SELECT APPROX_QUANTILES(total_amount, 9)
FROM `bigquery-public-data.new_york_taxi_trips.tlc_yellow_trips_2022`
With the code above we create 9 boundaries defined by a range of taxi fares (total_amount
) to contain 10 bins (aka buckets) where each bin has the same number of rides.
Because our dataset includes about 36 million rides, we know each bin includes about 3.6 million rides. So there were about 3.6 million rides that cost less than $9.96 and there were about 3.6 million rides that cost between $9.96 and $11.76, and so on.
Looking at this distribution, we can make an educated guess that the median ride fare is about $15-16 – there are an equal number of rides on each side of this price point.
Median in SQL
In BigQuery we need to use PERCENTILE_CONT()
or PERCENTILE_DISC()
to calculate median. (Snowflake has its own Median function.)
SELECT PERCENTILE_CONT(total_amount, 0.5) OVER() median
FROM `bigquery-public-data.new_york_taxi_trips.tlc_yellow_trips_2022`
LIMIT 1
With the code above we confirm that the median price for a ride in 2022 was $15.95.
Now we have a rough idea about the shape of this dataset. We can talk about a "typical" ride. And we see there are some outliers at the edges. But the big picture is still fuzzy. Let's use SQL to get even more articulate about what this dataset looks like.
Histogram in SQL
Here it is, a histogram in table form. Scroll to see the code.
In 2022, 58% of all rides cost less than $20. 1% of rides cost $80 or more. A table is the simplest, and often best, representation of a distribution.
BigQuery lets us toggle between the query result (the table above) and a histogram chart. Now we're getting a real feel for the shape of the dataset.
Here's the code I used to generate the result. As you'll see shortly, this code can be easily repurposed to visualize the distribution of almost any dataset.
How the code works
- First, we declare and set our variables to define the parameters of the histogram, and to keep our code DRY (don't repeat yourself). These variables –
bin
andoutlier
– are important and they're explained in the next section. - In the middle CTE we clean up the data, because like most datasets, this one includes some bad data (fares that are less than zero dollars), and also some extreme outliers which we will store in the last bin "80 - max".

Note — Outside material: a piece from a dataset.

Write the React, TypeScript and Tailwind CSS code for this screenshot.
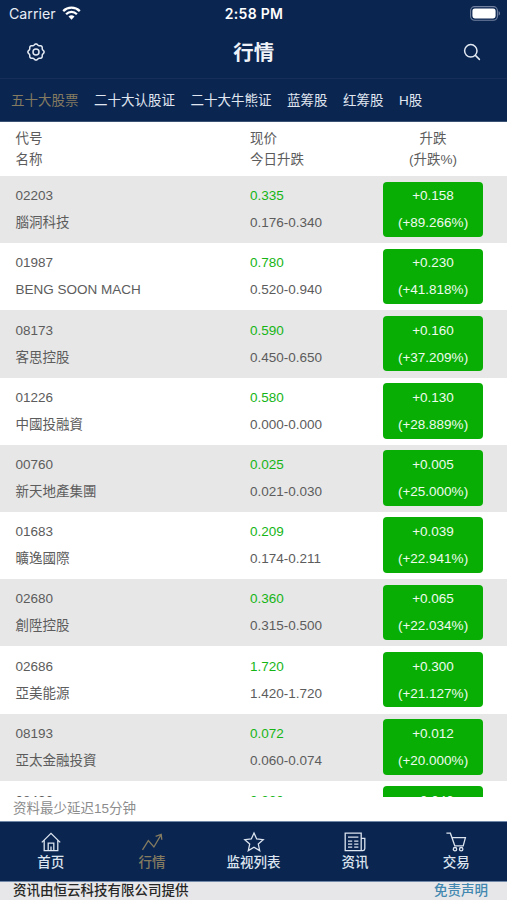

- In the final SELECT statement we dynamically name our bins so a reader knows the range of ride fares in a given bin. We count the number of rides in each bin (formatted to include commas so these big numbers are easier to read). And we return a third column "percent" to represent the relative quantity of rides in each bin.
Bins / buckets
Bin size is the constant interval we use to define the "width" of each bar in the histogram. Every dataset has a different "correct" bin size. Many datasets have multiple correct bin sizes. For this taxi fare dataset $10 works because it corresponds in the real world with discrete steps up from a cheap ride to a twenty dollar bill to an expensive ride. A $10 bin has real life implications which can be felt by someone who is reading your chart. And when the data is visualized, it creates a familiar right skewed curve that has easily interpreted implications on your business.
Outliers
All big datasets have outliers. These are observations that are exceptional, and which might distract from the rational interpretation of a business problem. For a right skewed distribution like the taxi fare dataset, where low value observations are more common than high value observations, most of the outliers will exist to the right. This is what our chart would look like if we did not account for outliers.
Although 99% of all fares are less than $90, the exceptionally expensive 1% of rides are spread thinly across our x-axis, filling up our chart with white noise. Don't share a chart like this at work. Make your chart more visually digestible by accounting for outliers by declaring and setting a variable...
DECLARE outlier FLOAT64 DEFAULT .99;
SET outlier = (SELECT PERCENTILE_CONT(total_amount, outlier) OVER() from `bigquery-public-data.new_york_taxi_trips.tlc_yellow_trips_2022` WHERE total_amount > 0 limit 1);
... and then include your outliers in your last bin.
CASE WHEN FLOOR(outlier) = (FLOOR(clean / bin * 1.0) * bin) THEN FLOOR(clean / bin * 1.0) * bin || ' - max' ELSE
FLOOR(clean / bin * 1.0) * bin || ' - ' || (FLOOR(clean / bin * 1.0) * bin + bin) END AS taxi_fare_range
A step further: visualizing revenue
So now we have created a histogram to visualize the distribution of rides across fare ranges. But we don't just care about rides, we also care about revenue. So let's take the SQL query a step further to understand how much each fare range contributes to total revenue.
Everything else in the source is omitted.